Abstract

Amino-acid ratios of certain taxa of molluscs and wood were determined for Quaternary sediments in the Georgia Depression, southwest British Columbia. The stratigraphy and proposed ages of established major units are confirmed in all but one case by the amino-acid results. Aspartic-acid ratios in Clinocardium, Serripes, Nuculana, Mya, Macoma, and Hiatella averaged about 0.22, 0.23, 0.37, 0.28, 0.28, and 0.27, respectively, in late Wisconsinan Capilano Sediments and 0.37, 0.35, 0.44, 0.44, 0.56, and 0.44, respectively, in early Wisconsinan Dashwood and Semiahmoo sediments. D/L ratios of aspartic acid in Abies averaged about 0.14 in late Wisconsinan Fraser drift, 0.24 in the middle Wisconsinan Cowichan Head Formation, and 0.37 in the early Wisconsinan Dashwood and Semiahmoo drifts, whereas D/L ratios of aspartic acid from Picea averaged about 0.13 in the Cowichan Head Formation and 0.27 in the Sangamonian (?) Muir Point Formation.
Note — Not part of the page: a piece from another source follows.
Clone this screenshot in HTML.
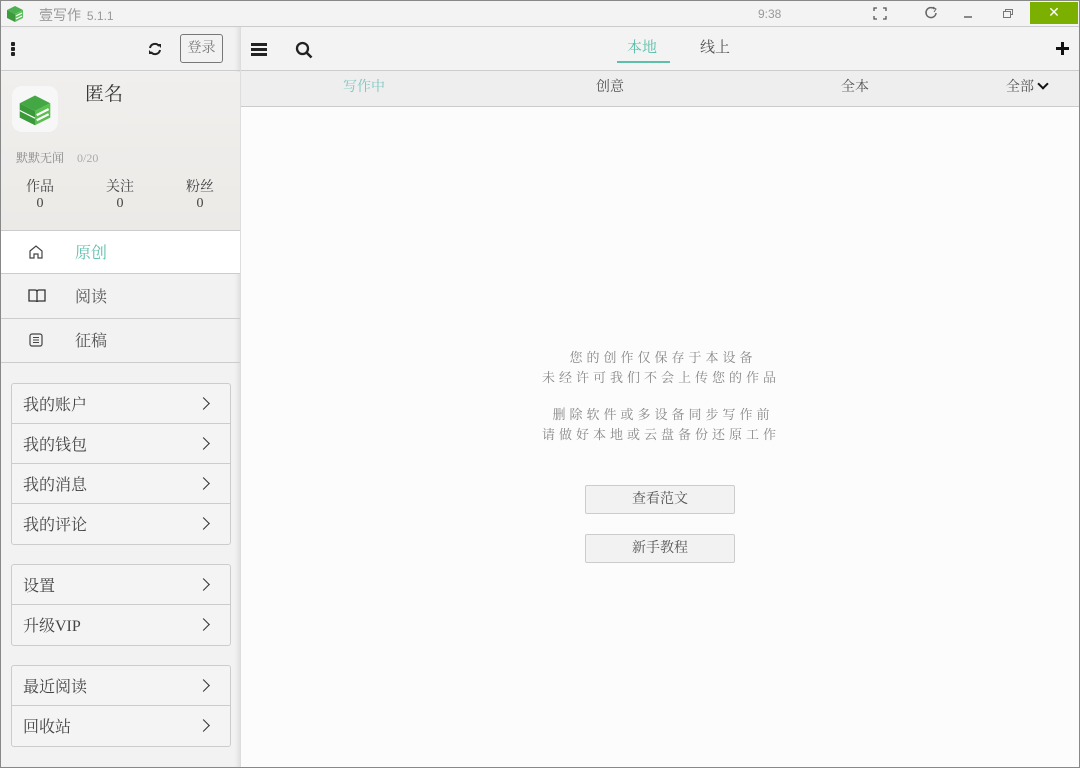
<!DOCTYPE html>
<html><head><meta charset="utf-8"><style>
*{margin:0;padding:0;box-sizing:border-box}
body{width:1080px;height:768px;overflow:hidden;background:#fcfcfc;font-family:"Liberation Serif","Noto Serif CJK SC",serif;position:relative;}
.abs{position:absolute}
.t{font-family:"Liberation Sans","Noto Sans CJK SC",sans-serif}
#title{left:0;top:0;width:1080px;height:27px;background:#f3f3f3;border-bottom:1px solid #ccc}
#side{left:0;top:27px;width:241px;height:741px;background:#f2f2f2;border-right:1px solid #ddd;box-shadow:inset -4px 0 4px -2px #ddd}
.nav{position:absolute;left:0;width:240px;height:44px;border-bottom:1px solid #ccc;font-size:16px;color:#555}
.nav span{position:absolute;left:75px;top:9px}
.nav svg{position:absolute;left:28px;top:13px}
.box{position:absolute;left:11px;width:220px;border:1px solid #ccc;border-radius:3px;background:#f4f4f4}
.row{height:40px;border-bottom:1px solid #ccc;font-size:16px;color:#444;padding:8px 0 0 11px;position:relative}
.row:last-child{border-bottom:none}
.row:after{content:"";position:absolute;right:22px;top:15px;width:8px;height:8px;border-top:1.8px solid #333;border-right:1.8px solid #333;transform:rotate(45deg)}
.msg{left:242px;width:838px;text-align:center;font-size:13px;color:#888;letter-spacing:4px;text-indent:4px}
.btn{left:585px;width:150px;height:29px;border:1px solid #ccc;border-radius:2px;background:#f2f2f2;font-size:14px;color:#555;text-align:center;line-height:27px}
</style></head><body>
<div id="title" class="abs">
<svg class="abs" style="left:5px;top:4px" width="20" height="20" viewBox="0 0 20 20"><path d="M2 6 L10 2 L18 6 L10 10Z" fill="#4caf50"/><path d="M2 6 L10 10 L10 18 L2 14Z" fill="#3d9a3d"/><path d="M10 10 L18 6 L18 14 L10 18Z" fill="#5cc05c"/><path d="M11 12 L17 9 M11 15 L17 12" stroke="#fff" stroke-width="1.2"/></svg>
<div class="abs t" style="left:39px;top:5px;font-size:14px;color:#999">壹写作 <span style="font-size:12px;margin-left:2px">5.1.1</span></div>
<div class="abs t" style="left:758px;top:7px;font-size:12px;color:#999">9:38</div>
<svg class="abs" style="left:873px;top:7px" width="14" height="13"><path d="M1 4V1h3M10 1h3v3M13 9v3h-3M4 12H1V9" fill="none" stroke="#555" stroke-width="1.3"/></svg>
<svg class="abs" style="left:924px;top:6px" width="14" height="14"><path d="M10.5 3A5 5 0 1 0 12 7" fill="none" stroke="#666" stroke-width="1.5"/><path d="M9 1l3 2-2 3" fill="none" stroke="#666" stroke-width="1"/></svg>
<div class="abs" style="left:964px;top:16px;width:8px;height:1.5px;background:#888"></div>
<svg class="abs" style="left:1003px;top:9px" width="10" height="9"><path d="M2.5 2.5V.5h7v5h-2M.5 2.5h7v6h-7z" fill="none" stroke="#777"/></svg>
<div class="abs" style="left:1030px;top:2px;width:48px;height:22px;background:#7cb000;color:#fff;text-align:center;font:bold 14px/22px 'DejaVu Sans',sans-serif">✕</div>
</div>
<div id="side" class="abs">
<div class="abs" style="left:0;top:0;width:240px;height:44px;border-bottom:1px solid #ccc">
<div class="abs" style="left:11px;top:15px;width:4px;height:4px;background:#222;box-shadow:0 5px 0 #222,0 10px 0 #222;border-radius:1px"></div>
<svg class="abs" style="left:148px;top:15px" width="14" height="14" viewBox="0 0 14 14"><path d="M2 6A5 5 0 0 1 11 4M12 8A5 5 0 0 1 3 10" fill="none" stroke="#222" stroke-width="2"/><path d="M9 2h4v4zM5 12H1V8z" fill="#222"/></svg>
<div class="abs" style="left:180px;top:7px;width:43px;height:29px;border:1px solid #777;border-radius:3px;font-size:14px;color:#777;text-align:center;line-height:27px">登录</div>
</div>
<div class="abs" style="left:0;top:45px;width:240px;height:159px;background:linear-gradient(180deg,#f0efed,#eceae7)">
<div class="abs" style="left:12px;top:14px;width:46px;height:46px;background:#f7f7f7;border-radius:10px"></div>
<svg class="abs" style="left:18px;top:20px" width="34" height="36" viewBox="0 0 20 20"><path d="M1 6 L10 1.5 L19 6 L10 10.5Z" fill="#43a843"/><path d="M1 6 L10 10.5 L10 19 L1 14.5Z" fill="#3a9a3a"/><path d="M10 10.5 L19 6 L19 14.5 L10 19Z" fill="#5bbf4f"/><path d="M11 13 L18 9.5 M11 16 L18 12.5" stroke="#fff" stroke-width="1.3"/><path d="M1 10.3 L10 14.8" stroke="#fff" stroke-width=".7"/></svg>
<div class="abs" style="left:85px;top:7px;font-size:19px;color:#333">匿名</div>
<div class="abs" style="left:16px;top:77px;font-size:12px;color:#888">默默无闻 <span style="color:#aaa;margin-left:10px">0/20</span></div>
<div class="abs" style="left:26px;top:108px;font-size:14px;color:#444;text-align:center;line-height:16px">作品<br>0</div>
<div class="abs" style="left:106px;top:108px;font-size:14px;color:#444;text-align:center;line-height:16px">关注<br>0</div>
<div class="abs" style="left:186px;top:108px;font-size:14px;color:#444;text-align:center;line-height:16px">粉丝<br>0</div>
</div>
<div class="nav" style="top:203px;border-top:1px solid #ccc;background:#fff"><svg width="16" height="16" viewBox="0 0 16 16"><path d="M2 7L8 2l6 5v7h-4v-4H6v4H2z" fill="none" stroke="#444" stroke-width="1.2"/></svg><span style="color:#5bbfaa">原创</span></div>
<div class="nav" style="top:248px"><svg width="18" height="16" viewBox="0 0 18 16"><path d="M1 2h6q2 0 2 2v10q0-1-2-1H1zM17 2h-6q-2 0-2 2v10q0-1 2-1h6z" fill="none" stroke="#333" stroke-width="1.3"/></svg><span>阅读</span></div>
<div class="nav" style="top:292px"><svg width="16" height="16" viewBox="0 0 16 16"><rect x="2" y="2" width="12" height="12" rx="2" fill="none" stroke="#444" stroke-width="1.2"/><path d="M5 5.5h6M5 8h6M5 10.5h6" stroke="#444"/></svg><span>征稿</span></div>
<div class="box" style="top:356px"><div class="row">我的账户</div><div class="row">我的钱包</div><div class="row">我的消息</div><div class="row">我的评论</div></div>
<div class="box" style="top:537px"><div class="row">设置</div><div class="row">升级VIP</div></div>
<div class="box" style="top:638px"><div class="row">最近阅读</div><div class="row">回收站</div></div>
</div>
<div class="abs" style="left:241px;top:27px;width:839px;height:44px;background:#f3f3f3;border-bottom:1px solid #ccc">
<div class="abs" style="left:10px;top:16px;width:16px;height:2.5px;background:#222;box-shadow:0 5px 0 #222,0 10px 0 #222"></div>
<svg class="abs" style="left:54px;top:14px" width="18" height="18"><circle cx="7.5" cy="7.5" r="5.5" fill="none" stroke="#222" stroke-width="2.3"/><path d="M11.5 11.5l5 5" stroke="#222" stroke-width="2.6"/></svg>
<div class="abs" style="left:386px;top:9px;font-size:15px;color:#5bbfaa">本地</div>
<div class="abs" style="left:376px;top:34px;width:53px;height:2px;background:#5bbfaa"></div>
<div class="abs" style="left:459px;top:9px;font-size:15px;color:#555">线上</div>
<div class="abs" style="left:815px;top:20px;width:13px;height:3px;background:#111"></div><div class="abs" style="left:820px;top:15px;width:3px;height:13px;background:#111"></div>
</div>
<div class="abs" style="left:241px;top:71px;width:839px;height:36px;background:#eeeeee;border-bottom:1px solid #ccc;font-size:14px">
<div class="abs" style="left:102px;top:5px;color:#7cc6c0">写作中</div>
<div class="abs" style="left:355px;top:5px;color:#555">创意</div>
<div class="abs" style="left:600px;top:5px;color:#555">全本</div>
<div class="abs" style="left:765px;top:5px;color:#555">全部</div>
<div class="abs" style="left:798px;top:9px;width:8px;height:8px;border-right:2.5px solid #111;border-bottom:2.5px solid #111;transform:rotate(45deg)"></div>
</div>
<div class="abs msg" style="top:348px;line-height:20px">您的创作仅保存于本设备<br>未经许可我们不会上传您的作品</div>
<div class="abs msg" style="top:405px;line-height:20px">删除软件或多设备同步写作前<br>请做好本地或云盘备份还原工作</div>
<div class="abs btn" style="top:485px">查看范文</div>
<div class="abs btn" style="top:534px">新手教程</div>
<div class="abs" style="left:0;top:0;width:1080px;height:768px;border:1px solid #888;pointer-events:none"></div>
</body></html>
Ratios for the Muir Point Formation are judged to be much too low for the age of the sediments and, therefore, not reliable.Molluscan results from the Georgia Depression area were compared with D/L ratios of aspartic acid from the same mollusc taxa from the Puget Lowland to the south. Results are encouraging and appear to distinguish four Quaternary units within the combined region. Capilano Sediments correlate with Everson glaciomarine sediments, and Dashwood and Semiahmoo with Possession glaciomarine sediments. D/L ratios of wood samples from the Puget Lowland are poorly correlated with sediment age and so could not be compared with those of the Georgia Depression.